‘Here was a Swooshed up kid kicking every preconceived notion we had about the game of golf into the kerb’
Tiger Woods and I don’t have too much in common – other than a dodgy back and a slightly receding hairline – but our arrival into the world of golf coincided during the mid-90s. Tiger’s entrance, I have to say, was somewhat more dramatic and heralded than mine. While I was sitting in a tiny office fact checking copy, Tiger whistled his opening drive on his pro debut 336 yards down the middle of the fairway at the 1996 Greater Milwaukee Open to a cacophonous reception.
The crowd that cocooned Woods on the first tee that day was of a size and diversity we had never witnessed before at a regular PGA Tour event. The whole world, it seemed, had turned up to see how the young kid with a $125 million Nike deal would mix it in the paid ranks with a bunch of seasoned, middle-aged Tour pros. Demonstrating his penchant for delivering on the big stage, Tiger made a hole-in-one in the final round.

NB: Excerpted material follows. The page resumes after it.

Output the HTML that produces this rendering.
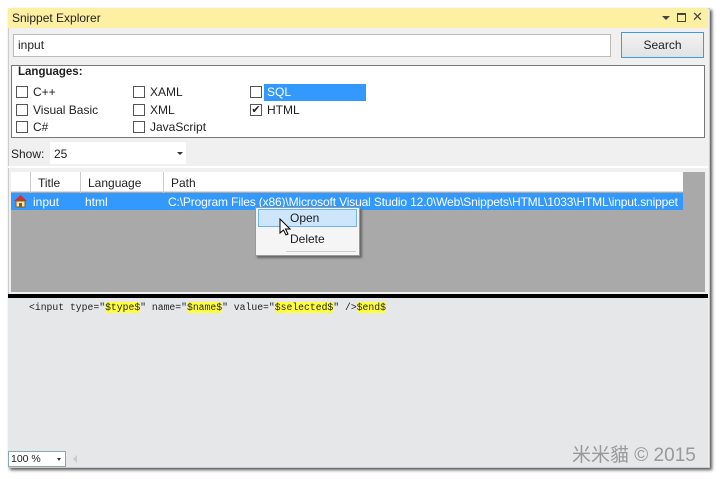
<!DOCTYPE html>
<html><head><meta charset="utf-8"><style>
*{box-sizing:border-box;margin:0;padding:0}
body{width:720px;height:479px;background:#fff;position:relative;overflow:hidden;font-family:"Liberation Sans",sans-serif;font-size:12px;color:#1e1e1e}
.a{position:absolute}
.cb{position:absolute;width:12px;height:12px;border:1px solid #555;background:#fff}
.lbl{position:absolute;font-size:12px}
</style></head><body>
<div class="a" style="left:8px;top:8px;width:702px;height:460px;background:#f0f0f0;box-shadow:2px 2px 3px #555;border:1px solid #ccc"></div>
<div class="a" style="left:8px;top:8px;width:700px;height:20px;background:#fdf0a2"></div>
<div class="a" style="left:12px;top:11px;font-size:12px">Snippet Explorer</div>
<div class="a" style="left:662px;top:16px;width:0;height:0;border-left:4px solid transparent;border-right:4px solid transparent;border-top:4px solid #444"></div>
<div class="a" style="left:677px;top:13px;width:9px;height:9px;border:1px solid #444;border-top-width:2px"></div>
<div class="a" style="left:692px;top:9px;font-size:13px;color:#444">✕</div>
<div class="a" style="left:13px;top:34px;width:598px;height:23px;background:#fff;border:1px solid #bbb;padding:3px 4px;font-size:12px">input</div>
<div class="a" style="left:621px;top:32px;width:83px;height:26px;background:linear-gradient(#f2f2f2,#e2e2e2);border:1px solid #3c9be8;text-align:center;line-height:24px">Search</div>
<div class="a" style="left:11px;top:65px;width:694px;height:73px;background:#fff;border:1px solid #777"></div>
<div class="lbl" style="left:18px;top:66px;font-weight:bold;font-size:11.5px">Languages:</div>
<div class="cb" style="left:16px;top:86px"></div><div class="lbl" style="left:33px;top:85px">C++</div>
<div class="cb" style="left:16px;top:104px"></div><div class="lbl" style="left:33px;top:103px">Visual Basic</div>
<div class="cb" style="left:16px;top:121px"></div><div class="lbl" style="left:33px;top:120px">C#</div>
<div class="cb" style="left:133px;top:86px"></div><div class="lbl" style="left:150px;top:85px">XAML</div>
<div class="cb" style="left:133px;top:104px"></div><div class="lbl" style="left:150px;top:103px">XML</div>
<div class="cb" style="left:133px;top:121px"></div><div class="lbl" style="left:150px;top:120px">JavaScript</div>
<div class="cb" style="left:250px;top:86px"></div>
<div class="a" style="left:264px;top:84px;width:102px;height:17px;background:#3399ff"></div><div class="lbl" style="left:267px;top:85px;color:#fff">SQL</div>
<div class="cb" style="left:250px;top:104px;font-size:11px;line-height:10px;text-align:center">✔</div><div class="lbl" style="left:267px;top:103px">HTML</div>
<div class="lbl" style="left:11px;top:147px">Show:</div>
<div class="a" style="left:50px;top:142px;width:136px;height:22px;background:#fff"></div>
<div class="lbl" style="left:54px;top:147px">25</div>
<div class="a" style="left:177px;top:152px;border-left:3px solid transparent;border-right:3px solid transparent;border-top:3px solid #333"></div>
<div class="a" style="left:8px;top:166px;width:700px;height:2px;background:#fff"></div>
<div class="a" style="left:11px;top:172px;width:694px;height:120px;background:#a9a9a9"></div>
<div class="a" style="left:11px;top:172px;width:672px;height:20px;background:#fff;border-bottom:1px solid #ddd"></div>
<div class="a" style="left:30px;top:172px;width:1px;height:38px;background:#ccc"></div>
<div class="a" style="left:80px;top:172px;width:1px;height:38px;background:#ccc"></div>
<div class="a" style="left:163px;top:172px;width:1px;height:38px;background:#ccc"></div>
<div class="lbl" style="left:38px;top:176px">Title</div>
<div class="lbl" style="left:88px;top:176px">Language</div>
<div class="lbl" style="left:171px;top:176px">Path</div>
<div class="a" style="left:11px;top:193px;width:672px;height:17px;background:#3399ff"></div>
<svg class="a" style="left:13px;top:194px" width="15" height="14"><path d="M1 7 L7.5 1 L14 7 Z" fill="#c33"/><rect x="3" y="7" width="9" height="6" fill="#f5e6b0" stroke="#8a5a1a"/><rect x="6" y="9" width="3" height="4" fill="#8a5a1a"/></svg>
<div class="lbl" style="left:33px;top:195px;color:#fff">input</div>
<div class="lbl" style="left:85px;top:195px;color:#fff">html</div>
<div class="lbl" style="left:168px;top:195px;color:#fff;letter-spacing:-0.15px">C:\Program Files (x86)\Microsoft Visual Studio 12.0\Web\Snippets\HTML\1033\HTML\input.snippet</div>
<div class="a" style="left:255px;top:207px;width:105px;height:49px;background:#f5f5f5;border:1px solid #999;box-shadow:2px 2px 2px #666"></div>
<div class="a" style="left:258px;top:209px;width:99px;height:18px;background:#cde6fb;border:1px solid #6fb3ee"></div>
<div class="lbl" style="left:290px;top:211px">Open</div>
<div class="lbl" style="left:290px;top:232px">Delete</div>
<div class="a" style="left:286px;top:251px;width:70px;height:1px;background:#ccc"></div>
<svg class="a" style="left:279px;top:218px" width="12" height="18"><path d="M1 1 L1 15 L4.5 12 L7 17 L9 16 L6.5 11 L11 11 Z" fill="#fff" stroke="#000"/></svg>
<div class="a" style="left:8px;top:294px;width:700px;height:4px;background:#000"></div>
<div class="a" style="left:8px;top:298px;width:700px;height:169px;background:#e6e7e9"></div>
<div class="a" style="left:29px;top:302px;font-family:'Liberation Mono',monospace;font-size:9.75px;white-space:pre">&lt;input type="<span style="background:#ffff3c">$type$</span>" name="<span style="background:#ffff3c">$name$</span>" value="<span style="background:#ffff3c">$selected$</span>" /&gt;<span style="background:#ffff3c">$end$</span></div>
<div class="a" style="left:8px;top:451px;width:58px;height:16px;background:#fff;border:1px solid #8aa;font-size:10.5px;padding:1px 2px">100 %</div>
<div class="a" style="left:57px;top:458px;border-left:2.5px solid transparent;border-right:2.5px solid transparent;border-top:3px solid #333"></div>
<div class="a" style="left:73px;top:455px;border-top:4px solid transparent;border-bottom:4px solid transparent;border-right:4px solid #ccc"></div>
<div class="a" style="left:572px;top:440px;font-family:'Liberation Sans','Noto Sans CJK SC',sans-serif;font-size:19px;color:#999">米米貓 © 2015</div>
</body></html>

If you were around golf at that time, you’ll no doubt remember the sheer level of excitement the young Tiger brought to a game that, while not exactly struggling, lacked sizzle. Golfers, we were told, peaked while wearing Pringle sweaters in their late 30s, but here was a Swooshed up kid taking the game by the scruff of its neck and kicking every preconceived notion we had about it into the kerb. Woods claimed the Masters title the following season and continued to win at a phenomenal rate in dramatic fashion.
We rode that wave of euphoria for the best part of 15 years before Woods hit the self-destruct button back in 2009. The road back to full fitness – physically and psychologically – has been arduous and full of false dawns, but it does look like we’re finally seeing something close to the real Tiger again.
The buzz is certainly back. At the recent Valspar Championship in Florida, where Woods came this close to winning, the final-round TV rating was the highest non-major audience since the 2013 Players Championship. The third round audience was 181% up against previous season’s event.
The biggest test of Tiger’s recovery comes at Augusta National, a course that will expose your most miniscule weakness. If Tiger’s game can withstand that inspection, we could be about to witness one of the greatest comebacks sport has ever seen.